## START
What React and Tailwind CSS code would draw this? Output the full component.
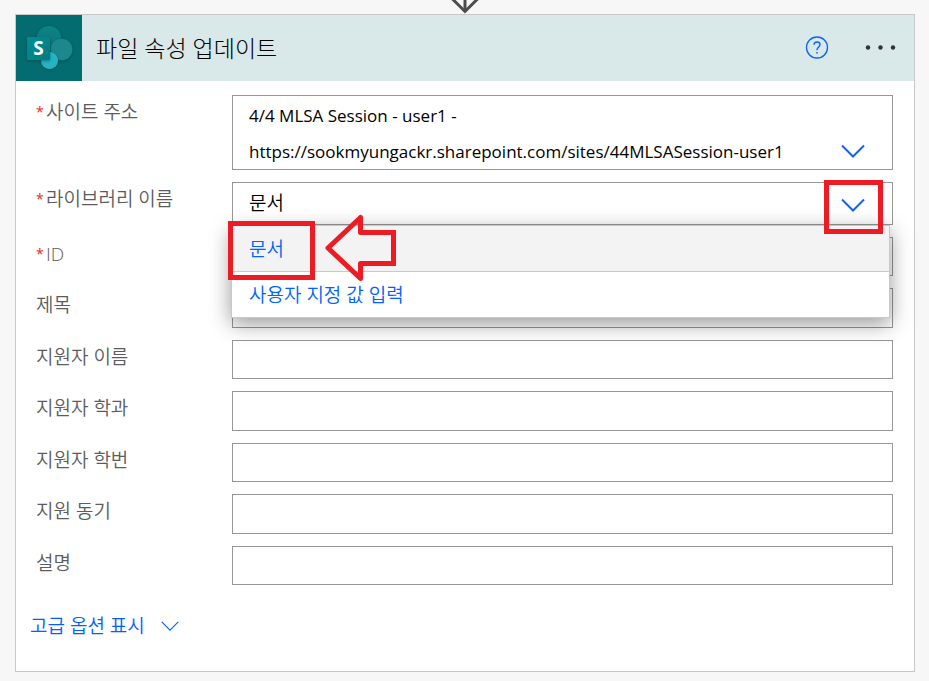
import React from "react";

const LATIN = "font-['Open_Sans','Noto_Sans_CJK_KR',sans-serif]";

const OPTIONAL_FIELDS = [
  { id: "item-id", label: "ID", required: true },
  { id: "title", label: "제목" },
  { id: "applicant-name", label: "지원자 이름" },
  { id: "applicant-major", label: "지원자 학과" },
  { id: "applicant-number", label: "지원자 학번" },
  { id: "motivation", label: "지원 동기" },
  { id: "description", label: "설명" },
];

function Chevron({ className }) {
  return (
    <svg viewBox="0 0 24 14" className={className} fill="none" stroke="currentColor" aria-hidden="true">
      <path d="M1 1.5 L12 12.5 L23 1.5" />
    </svg>
  );
}

function FlowArrow() {
  return (
    <svg width="30" height="14" viewBox="0 0 30 14" fill="none" stroke="#4d4d4d" aria-hidden="true">
      <path d="M15 0V12" strokeWidth="3" />
      <path d="M1 -2.5L15 11.5L29 -2.5" strokeWidth="3" />
    </svg>
  );
}

function SharePointLogo() {
  return (
    <svg width="66" height="66" viewBox="0 0 66 66" className="shrink-0 bg-[#036c70]" role="img" aria-label="SharePoint">
      <defs>
        <filter id="soft" x="-30%" y="-30%" width="160%" height="160%">
          <feDropShadow dx="0" dy="1" stdDeviation="1.5" floodColor="#002d30" floodOpacity="0.5" />
        </filter>
        <linearGradient id="tile" x1="0" y1="0" x2="1" y2="1">
          <stop offset="0" stopColor="#058f92" />
          <stop offset="1" stopColor="#037c80" />
        </linearGradient>
        <linearGradient id="top" x1="0" y1="0" x2="0" y2="1">
          <stop offset="0" stopColor="#0c8387" />
          <stop offset="1" stopColor="#08757a" />
        </linearGradient>
      </defs>
      <circle cx="33" cy="23" r="12" fill="url(#top)" filter="url(#soft)" />
      <circle cx="45.500" cy="34.500" r="10.800" fill="#1a888e" filter="url(#soft)" />
      <circle cx="33.500" cy="45.500" r="8.500" fill="#27b4c3" filter="url(#soft)" />
      <rect x="11" y="22" width="23" height="23" rx="1" fill="url(#tile)" filter="url(#soft)" />
      <text x="22.500" y="40" textAnchor="middle" fontSize="19" fontWeight="700" fill="#fff" fontFamily="'Open Sans', sans-serif">
        S
      </text>
    </svg>
  );
}

function FieldRow({ id, label, required, children }) {
  return (
    <div className="flex items-stretch">
      <label htmlFor={id} className="flex w-[196px] shrink-0 items-start text-[19px] font-[350] leading-[34px] text-[#5c5c5c]">
        {required && <span className="w-2.5 shrink-0 text-sm font-normal leading-[34px] text-[#f0281e]">*</span>}
        <span>{label}</span>
      </label>
      <div className="relative flex min-w-0 flex-1">{children}</div>
    </div>
  );
}

function LibraryMenu() {
  return (
    <ul
      role="listbox"
      aria-label="라이브러리 이름"
      className="absolute -left-px right-[3px] top-[43px] z-10 border border-[#c8c8c8] bg-white text-[19px] font-[350] text-[#0062ff] shadow-[0_6px_20px_rgba(0,0,0,0.4)]"
    >
      <li className="border-b border-[#c8c8c8] bg-[#f3f3f3]">
        <button type="button" role="option" aria-selected="true" className="block h-[45px] w-full px-[17px] pt-0.5 text-left">
          문서
        </button>
      </li>
      <li>
        <button type="button" role="option" aria-selected="false" className="block h-[45px] w-full px-[17px] pt-0.5 text-left">
          사용자 지정 값 입력
        </button>
      </li>
    </ul>
  );
}

function Annotations() {
  return (
    <div className="pointer-events-none absolute inset-0 z-20">
      <div className="absolute -left-1 top-[39px] h-[59px] w-[87px] border-5 border-[#ed1c24]" />
      <div className="absolute -top-0.5 right-2.5 h-[54px] w-[59px] border-5 border-[#ed1c24]" />
      <svg width="74" height="70" viewBox="0 0 74 70" className="absolute left-[92px] top-8" fill="none" stroke="#ed1c24" strokeWidth="5" aria-hidden="true">
        <path strokeLinejoin="round" d="M4 34L36.500 3.500V18.500H69.500V49.500H36.500V64.500Z" />
        <path strokeLinejoin="miter" d="M36.500 18.500H69.500V49.500H36.500" />
      </svg>
    </div>
  );
}

export default function App() {
  return (
    <div className={`min-h-screen bg-[#f7f7f7] pb-[9px] pl-[15px] pr-3.5 ${LATIN}`}>
      <div className="flex justify-center">
        <FlowArrow />
      </div>
      <main className="border border-[#c8c8c8] bg-white">
        <header className="flex items-center bg-[#d9e8e8]">
          <SharePointLogo />
          <h1 className="ml-3.5 flex-1 text-[23px] font-light leading-9 text-black">파일 속성 업데이트</h1>
          <button type="button" aria-label="도움말" className="mr-9 text-[#0f62fe]">
            <svg width="24" height="24" viewBox="0 0 24 24" fill="none" stroke="currentColor" strokeWidth="1.300" className="block">
              <circle cx="12" cy="11.500" r="10.500" />
              <path strokeWidth="1.400" d="M9 8.800C9 7 10.200 6 12 6C13.800 6 15 7.100 15 8.600C15 11 12 11.200 12 14.200" />
              <circle cx="12" cy="16.800" r="0.900" fill="currentColor" stroke="none" />
            </svg>
          </button>
          <button type="button" aria-label="추가 옵션" className="mr-[17px] text-[#333]">
            <svg width="32" height="24" viewBox="0 0 32 24" fill="currentColor" className="block">
              <circle cx="3" cy="11.500" r="2.200" />
              <circle cx="15.500" cy="11.500" r="2.200" />
              <circle cx="28" cy="11.500" r="2.200" />
            </svg>
          </button>
        </header>

        <form className="flex flex-col gap-3 pb-[27px] pl-5 pr-[21px] pt-3.5">
          <FieldRow id="site" label="사이트 주소" required>
            <textarea
              id="site"
              rows={2}
              readOnly
              className="block h-[75px] w-full resize-none overflow-hidden border border-[#979797] bg-white pl-4 pr-20 pt-0.5 text-[17px] leading-9 text-black outline-none"
              value="4/4 MLSA Session - user1 - https://sookmyungackr.sharepoint.com/sites/44MLSASession-user1"
            />
            <button type="button" aria-label="사이트 주소 목록 열기" className="absolute bottom-3 right-7 text-[#0f62fe]">
              <Chevron className="block h-3.5 w-6 stroke-2" />
            </button>
          </FieldRow>

          <FieldRow id="library" label="라이브러리 이름" required>
            <select
              id="library"
              defaultValue="문서"
              className="block h-[43px] w-full appearance-none border border-[#979797] bg-white px-4 text-[19px] font-[350] text-black outline-none"
            >
              <option>문서</option>
            </select>
            <Chevron className="pointer-events-none absolute right-7 top-4 h-3.5 w-6 stroke-2 text-[#0f62fe]" />
            <LibraryMenu />
            <Annotations />
          </FieldRow>

          <div className="grid min-h-[348px] auto-rows-fr gap-3">
            {OPTIONAL_FIELDS.map((field) => (
              <FieldRow key={field.id} {...field}>
                <input id={field.id} type="text" className="block w-full border border-[#979797] bg-white px-4 text-[17px] outline-none" />
              </FieldRow>
            ))}
          </div>

          <button type="button" className="-ml-1.5 mt-[11px] flex items-center gap-4 self-start text-[19px] font-[350] leading-9 text-[#0062ff]">
            고급 옵션 표시
            <Chevron className="h-3 w-[18px] stroke-[1.5]" />
          </button>
        </form>
      </main>
    </div>
  );
}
## END
▶ **Your task**
Show every line where the string "React" appears.

▶ **Exercise answer**
What React and Tailwind CSS code would draw this? Output the full component.
import React from "react";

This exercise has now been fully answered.